I want to say a few words about competition. The Government believe that creating a new competition and markets authority will ensure that resources and specialised competition expertise can be deployed to best effect while reducing the burdens on business, and I was pleased that the shadow Secretary of State supported that principle. This matters for the taxpayer and for businesses and consumers at the wrong end of anti-competitive practices. The Government recognise that a great strength of the current regime is the two-phase approach to markets and merger cases and wish to preserve it. We will therefore retain the separation of decision making; the board will have responsibility for the initial investigation and phase-1 decisions, and groups of independent panellists will continue to make final decisions at phase 2. When making those decisions, the groups will be required to act independently of the board, which will ensure that decisions are robust by giving cases a second look and bringing in the use of experienced business people and other outside experts. There will also be scrutiny by the Competition Appeal Tribunal.

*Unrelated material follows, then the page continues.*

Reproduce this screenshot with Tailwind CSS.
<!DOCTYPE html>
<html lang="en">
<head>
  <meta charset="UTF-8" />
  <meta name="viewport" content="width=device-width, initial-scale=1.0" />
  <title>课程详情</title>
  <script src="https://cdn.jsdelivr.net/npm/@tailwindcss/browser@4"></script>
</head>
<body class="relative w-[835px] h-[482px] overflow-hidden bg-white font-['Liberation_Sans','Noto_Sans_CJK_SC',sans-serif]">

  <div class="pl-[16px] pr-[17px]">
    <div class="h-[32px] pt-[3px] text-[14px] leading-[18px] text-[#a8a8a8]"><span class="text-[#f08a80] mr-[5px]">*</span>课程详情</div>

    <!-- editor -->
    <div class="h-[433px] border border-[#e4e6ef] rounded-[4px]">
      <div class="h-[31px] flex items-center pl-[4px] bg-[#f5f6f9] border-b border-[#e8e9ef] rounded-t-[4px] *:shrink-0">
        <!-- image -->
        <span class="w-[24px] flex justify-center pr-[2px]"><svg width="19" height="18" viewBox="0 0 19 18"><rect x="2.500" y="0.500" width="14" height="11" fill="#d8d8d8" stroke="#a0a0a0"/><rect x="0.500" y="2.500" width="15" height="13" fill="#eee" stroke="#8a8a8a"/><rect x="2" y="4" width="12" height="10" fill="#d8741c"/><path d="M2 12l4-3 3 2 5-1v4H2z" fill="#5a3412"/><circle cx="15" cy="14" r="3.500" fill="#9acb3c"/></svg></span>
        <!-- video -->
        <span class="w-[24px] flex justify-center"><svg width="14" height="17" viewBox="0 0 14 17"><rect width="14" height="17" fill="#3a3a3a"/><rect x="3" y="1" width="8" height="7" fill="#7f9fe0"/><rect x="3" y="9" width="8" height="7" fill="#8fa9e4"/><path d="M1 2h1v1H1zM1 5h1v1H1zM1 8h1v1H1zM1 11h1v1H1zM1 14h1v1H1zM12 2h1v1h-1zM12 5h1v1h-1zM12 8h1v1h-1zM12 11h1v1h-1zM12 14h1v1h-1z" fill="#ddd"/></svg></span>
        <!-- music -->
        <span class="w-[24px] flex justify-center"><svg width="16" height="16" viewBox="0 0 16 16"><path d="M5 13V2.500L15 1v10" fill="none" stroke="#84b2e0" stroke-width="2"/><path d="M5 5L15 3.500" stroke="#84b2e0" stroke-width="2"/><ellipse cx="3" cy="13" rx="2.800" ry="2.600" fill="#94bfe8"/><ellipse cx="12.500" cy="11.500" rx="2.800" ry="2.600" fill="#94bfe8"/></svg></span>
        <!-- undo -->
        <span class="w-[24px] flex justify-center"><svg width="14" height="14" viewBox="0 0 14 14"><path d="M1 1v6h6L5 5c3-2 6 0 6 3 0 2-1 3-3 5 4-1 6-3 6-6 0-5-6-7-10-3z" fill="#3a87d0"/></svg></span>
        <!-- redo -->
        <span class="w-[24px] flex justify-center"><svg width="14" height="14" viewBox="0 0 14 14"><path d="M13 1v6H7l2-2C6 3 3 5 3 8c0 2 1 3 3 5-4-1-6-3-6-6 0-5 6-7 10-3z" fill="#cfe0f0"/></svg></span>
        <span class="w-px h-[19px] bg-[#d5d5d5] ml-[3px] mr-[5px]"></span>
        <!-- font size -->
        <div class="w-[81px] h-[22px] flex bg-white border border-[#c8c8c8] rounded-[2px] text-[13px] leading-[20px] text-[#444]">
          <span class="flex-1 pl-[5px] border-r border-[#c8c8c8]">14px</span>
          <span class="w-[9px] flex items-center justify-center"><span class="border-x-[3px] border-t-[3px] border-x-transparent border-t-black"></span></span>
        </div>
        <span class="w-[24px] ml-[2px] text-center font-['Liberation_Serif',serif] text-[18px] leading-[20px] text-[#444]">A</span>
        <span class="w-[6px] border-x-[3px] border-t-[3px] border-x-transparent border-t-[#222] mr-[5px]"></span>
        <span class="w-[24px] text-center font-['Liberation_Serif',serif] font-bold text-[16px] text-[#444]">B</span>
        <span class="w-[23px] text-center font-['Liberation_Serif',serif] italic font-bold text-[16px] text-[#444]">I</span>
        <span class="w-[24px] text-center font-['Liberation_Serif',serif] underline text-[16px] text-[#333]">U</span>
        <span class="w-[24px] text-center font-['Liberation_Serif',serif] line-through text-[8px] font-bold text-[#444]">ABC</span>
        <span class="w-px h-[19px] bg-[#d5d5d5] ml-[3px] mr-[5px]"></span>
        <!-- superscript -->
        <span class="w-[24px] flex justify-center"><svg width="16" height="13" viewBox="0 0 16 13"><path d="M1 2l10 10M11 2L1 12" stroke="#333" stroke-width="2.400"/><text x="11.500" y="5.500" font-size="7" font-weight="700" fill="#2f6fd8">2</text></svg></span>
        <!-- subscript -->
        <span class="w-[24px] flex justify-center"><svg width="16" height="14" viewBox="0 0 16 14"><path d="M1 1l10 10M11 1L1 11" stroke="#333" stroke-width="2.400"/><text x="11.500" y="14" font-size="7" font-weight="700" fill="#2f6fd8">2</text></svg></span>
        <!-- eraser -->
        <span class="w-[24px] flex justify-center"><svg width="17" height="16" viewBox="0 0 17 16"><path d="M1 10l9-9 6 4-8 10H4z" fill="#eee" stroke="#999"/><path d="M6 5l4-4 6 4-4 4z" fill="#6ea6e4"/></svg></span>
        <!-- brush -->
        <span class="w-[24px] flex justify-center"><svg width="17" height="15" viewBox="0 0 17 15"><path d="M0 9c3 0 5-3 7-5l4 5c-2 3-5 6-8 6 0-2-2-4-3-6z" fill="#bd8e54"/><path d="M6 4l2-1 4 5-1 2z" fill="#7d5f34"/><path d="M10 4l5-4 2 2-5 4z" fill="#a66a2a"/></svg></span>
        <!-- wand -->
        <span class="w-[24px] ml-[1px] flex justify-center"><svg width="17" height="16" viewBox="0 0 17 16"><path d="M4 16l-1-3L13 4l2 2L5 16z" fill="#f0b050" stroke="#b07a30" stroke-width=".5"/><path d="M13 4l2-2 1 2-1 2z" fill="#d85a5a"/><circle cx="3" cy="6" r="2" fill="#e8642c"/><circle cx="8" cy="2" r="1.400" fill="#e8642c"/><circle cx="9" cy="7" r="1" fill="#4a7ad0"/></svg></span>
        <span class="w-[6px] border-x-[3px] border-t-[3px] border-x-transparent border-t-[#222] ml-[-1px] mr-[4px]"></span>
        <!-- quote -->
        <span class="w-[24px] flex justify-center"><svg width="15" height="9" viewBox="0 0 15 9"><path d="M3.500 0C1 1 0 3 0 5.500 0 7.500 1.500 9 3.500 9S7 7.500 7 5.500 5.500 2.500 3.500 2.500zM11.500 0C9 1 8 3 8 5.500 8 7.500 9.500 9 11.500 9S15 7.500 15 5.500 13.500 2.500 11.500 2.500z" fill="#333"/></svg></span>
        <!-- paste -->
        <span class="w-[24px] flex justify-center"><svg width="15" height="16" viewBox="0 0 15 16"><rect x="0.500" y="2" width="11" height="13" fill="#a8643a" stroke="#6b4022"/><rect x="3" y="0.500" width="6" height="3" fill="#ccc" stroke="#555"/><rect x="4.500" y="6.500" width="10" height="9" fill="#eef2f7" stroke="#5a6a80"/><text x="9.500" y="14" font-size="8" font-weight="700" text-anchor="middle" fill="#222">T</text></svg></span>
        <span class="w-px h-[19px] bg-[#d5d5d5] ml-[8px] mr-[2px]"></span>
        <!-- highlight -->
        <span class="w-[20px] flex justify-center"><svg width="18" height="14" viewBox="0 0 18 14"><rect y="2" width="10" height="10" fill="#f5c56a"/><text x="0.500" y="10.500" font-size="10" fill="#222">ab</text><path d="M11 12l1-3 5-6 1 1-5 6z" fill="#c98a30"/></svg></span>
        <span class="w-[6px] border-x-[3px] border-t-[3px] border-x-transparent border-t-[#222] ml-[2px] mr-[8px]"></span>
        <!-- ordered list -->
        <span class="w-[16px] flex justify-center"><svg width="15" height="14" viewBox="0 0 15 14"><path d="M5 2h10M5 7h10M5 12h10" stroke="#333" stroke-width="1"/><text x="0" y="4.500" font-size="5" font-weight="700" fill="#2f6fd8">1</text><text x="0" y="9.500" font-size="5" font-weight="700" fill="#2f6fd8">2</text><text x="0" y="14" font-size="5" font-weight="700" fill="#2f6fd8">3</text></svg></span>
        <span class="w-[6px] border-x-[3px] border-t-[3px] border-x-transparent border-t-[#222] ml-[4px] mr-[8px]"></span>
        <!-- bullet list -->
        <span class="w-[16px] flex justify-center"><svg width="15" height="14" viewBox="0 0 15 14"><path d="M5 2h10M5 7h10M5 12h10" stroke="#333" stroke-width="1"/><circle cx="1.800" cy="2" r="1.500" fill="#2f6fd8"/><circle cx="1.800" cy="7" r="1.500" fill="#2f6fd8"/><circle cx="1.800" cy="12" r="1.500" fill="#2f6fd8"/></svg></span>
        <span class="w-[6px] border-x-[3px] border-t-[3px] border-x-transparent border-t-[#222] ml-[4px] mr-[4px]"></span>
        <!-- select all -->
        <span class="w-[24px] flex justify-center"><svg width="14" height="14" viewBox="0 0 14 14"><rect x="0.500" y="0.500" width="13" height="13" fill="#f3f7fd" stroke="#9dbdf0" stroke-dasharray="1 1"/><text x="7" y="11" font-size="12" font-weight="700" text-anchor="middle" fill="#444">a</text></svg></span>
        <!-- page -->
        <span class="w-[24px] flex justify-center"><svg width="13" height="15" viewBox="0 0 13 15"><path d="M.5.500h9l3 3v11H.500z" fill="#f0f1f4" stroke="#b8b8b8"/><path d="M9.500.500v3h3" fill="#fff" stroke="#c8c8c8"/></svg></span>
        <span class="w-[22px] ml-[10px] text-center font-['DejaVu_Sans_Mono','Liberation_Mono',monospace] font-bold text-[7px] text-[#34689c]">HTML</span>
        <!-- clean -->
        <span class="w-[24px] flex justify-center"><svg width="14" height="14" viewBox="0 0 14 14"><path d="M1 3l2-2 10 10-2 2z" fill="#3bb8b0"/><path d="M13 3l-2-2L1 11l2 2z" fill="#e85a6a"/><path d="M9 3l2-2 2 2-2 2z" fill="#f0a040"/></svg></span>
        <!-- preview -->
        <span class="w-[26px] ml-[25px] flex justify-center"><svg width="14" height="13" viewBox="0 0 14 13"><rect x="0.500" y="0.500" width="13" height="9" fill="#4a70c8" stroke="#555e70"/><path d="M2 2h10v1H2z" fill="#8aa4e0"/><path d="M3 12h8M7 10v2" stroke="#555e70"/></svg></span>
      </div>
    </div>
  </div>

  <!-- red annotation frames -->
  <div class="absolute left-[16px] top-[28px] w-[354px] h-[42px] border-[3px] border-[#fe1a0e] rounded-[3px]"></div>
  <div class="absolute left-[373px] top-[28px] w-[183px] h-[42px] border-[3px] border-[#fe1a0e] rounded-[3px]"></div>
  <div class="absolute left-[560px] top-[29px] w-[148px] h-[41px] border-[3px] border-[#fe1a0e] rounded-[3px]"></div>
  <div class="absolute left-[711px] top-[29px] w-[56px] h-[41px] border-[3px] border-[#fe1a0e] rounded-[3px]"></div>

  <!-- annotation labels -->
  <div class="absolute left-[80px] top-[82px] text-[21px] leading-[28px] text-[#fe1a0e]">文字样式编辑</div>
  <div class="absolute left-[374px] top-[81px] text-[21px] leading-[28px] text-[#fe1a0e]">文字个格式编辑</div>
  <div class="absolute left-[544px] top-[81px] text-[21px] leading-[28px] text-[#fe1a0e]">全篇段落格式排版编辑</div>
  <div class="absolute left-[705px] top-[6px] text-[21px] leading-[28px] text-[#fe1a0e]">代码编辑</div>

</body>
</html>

The Bill is pro-growth and pro-business. We have listened to small and large businesses across the country, the businesses on which this country’s recovery depends. They have told us that fair and speedy ways of resolving disputes matter to them. We have listened and are delivering the measures that matter to them. A strong and effective competition regime matters for business. Reducing the excessive burden of regulation, much of which was introduced under the previous Administration, and the cost of compliance with regulation matters for business. The Bill will help businesses to grow and succeed. It will boost consumer and business confidence and help the private sector create jobs. It will promote fairness and support our green economy. I commend it to the House.
Question put, That the amendment be made.